> [Instruction]:
Output the material beneath exactly, leaving nothing out.
---- Given information
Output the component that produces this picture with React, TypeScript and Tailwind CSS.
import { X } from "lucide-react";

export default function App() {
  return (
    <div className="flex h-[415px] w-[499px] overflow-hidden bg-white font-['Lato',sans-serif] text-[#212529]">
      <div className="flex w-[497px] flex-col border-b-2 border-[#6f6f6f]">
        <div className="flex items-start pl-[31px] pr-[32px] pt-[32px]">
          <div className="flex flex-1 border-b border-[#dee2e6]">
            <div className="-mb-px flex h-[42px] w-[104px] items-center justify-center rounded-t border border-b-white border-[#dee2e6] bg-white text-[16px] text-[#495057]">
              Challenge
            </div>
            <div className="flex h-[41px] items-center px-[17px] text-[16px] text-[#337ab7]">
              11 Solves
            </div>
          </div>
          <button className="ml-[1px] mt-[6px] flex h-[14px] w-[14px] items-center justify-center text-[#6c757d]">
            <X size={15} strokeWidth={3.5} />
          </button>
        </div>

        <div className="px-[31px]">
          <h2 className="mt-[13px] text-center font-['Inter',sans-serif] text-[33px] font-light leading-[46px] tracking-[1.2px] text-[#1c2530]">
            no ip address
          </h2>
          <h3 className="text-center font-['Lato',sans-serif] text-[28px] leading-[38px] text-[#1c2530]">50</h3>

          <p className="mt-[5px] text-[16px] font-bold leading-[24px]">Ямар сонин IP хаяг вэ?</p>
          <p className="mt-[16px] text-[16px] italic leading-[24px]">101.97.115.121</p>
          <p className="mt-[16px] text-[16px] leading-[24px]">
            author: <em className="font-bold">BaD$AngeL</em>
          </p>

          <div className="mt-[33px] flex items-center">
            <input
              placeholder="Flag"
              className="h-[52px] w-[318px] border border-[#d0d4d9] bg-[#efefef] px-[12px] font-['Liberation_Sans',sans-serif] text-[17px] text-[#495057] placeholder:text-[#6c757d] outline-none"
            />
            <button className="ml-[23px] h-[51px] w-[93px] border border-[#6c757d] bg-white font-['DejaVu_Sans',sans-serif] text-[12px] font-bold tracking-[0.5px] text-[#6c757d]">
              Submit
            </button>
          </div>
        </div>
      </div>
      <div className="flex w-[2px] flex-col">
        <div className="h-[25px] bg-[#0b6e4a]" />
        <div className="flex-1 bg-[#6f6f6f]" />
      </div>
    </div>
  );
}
--------
> [In response]:
Output the component that produces this picture with React, TypeScript and Tailwind CSS.
import { X } from "lucide-react";

export default function App() {
  return (
    <div className="flex h-[415px] w-[499px] overflow-hidden bg-white font-['Lato',sans-serif] text-[#212529]">
      <div className="flex w-[497px] flex-col border-b-2 border-[#6f6f6f]">
        <div className="flex items-start pl-[31px] pr-[32px] pt-[32px]">
          <div className="flex flex-1 border-b border-[#dee2e6]">
            <div className="-mb-px flex h-[42px] w-[104px] items-center justify-center rounded-t border border-b-white border-[#dee2e6] bg-white text-[16px] text-[#495057]">
              Challenge
            </div>
            <div className="flex h-[41px] items-center px-[17px] text-[16px] text-[#337ab7]">
              11 Solves
            </div>
          </div>
          <button className="ml-[1px] mt-[6px] flex h-[14px] w-[14px] items-center justify-center text-[#6c757d]">
            <X size={15} strokeWidth={3.5} />
          </button>
        </div>

        <div className="px-[31px]">
          <h2 className="mt-[13px] text-center font-['Inter',sans-serif] text-[33px] font-light leading-[46px] tracking-[1.2px] text-[#1c2530]">
            no ip address
          </h2>
          <h3 className="text-center font-['Lato',sans-serif] text-[28px] leading-[38px] text-[#1c2530]">50</h3>

          <p className="mt-[5px] text-[16px] font-bold leading-[24px]">Ямар сонин IP хаяг вэ?</p>
          <p className="mt-[16px] text-[16px] italic leading-[24px]">101.97.115.121</p>
          <p className="mt-[16px] text-[16px] leading-[24px]">
            author: <em className="font-bold">BaD$AngeL</em>
          </p>

          <div className="mt-[33px] flex items-center">
            <input
              placeholder="Flag"
              className="h-[52px] w-[318px] border border-[#d0d4d9] bg-[#efefef] px-[12px] font-['Liberation_Sans',sans-serif] text-[17px] text-[#495057] placeholder:text-[#6c757d] outline-none"
            />
            <button className="ml-[23px] h-[51px] w-[93px] border border-[#6c757d] bg-white font-['DejaVu_Sans',sans-serif] text-[12px] font-bold tracking-[0.5px] text-[#6c757d]">
              Submit
            </button>
          </div>
        </div>
      </div>
      <div className="flex w-[2px] flex-col">
        <div className="h-[25px] bg-[#0b6e4a]" />
        <div className="flex-1 bg-[#6f6f6f]" />
      </div>
    </div>
  );
}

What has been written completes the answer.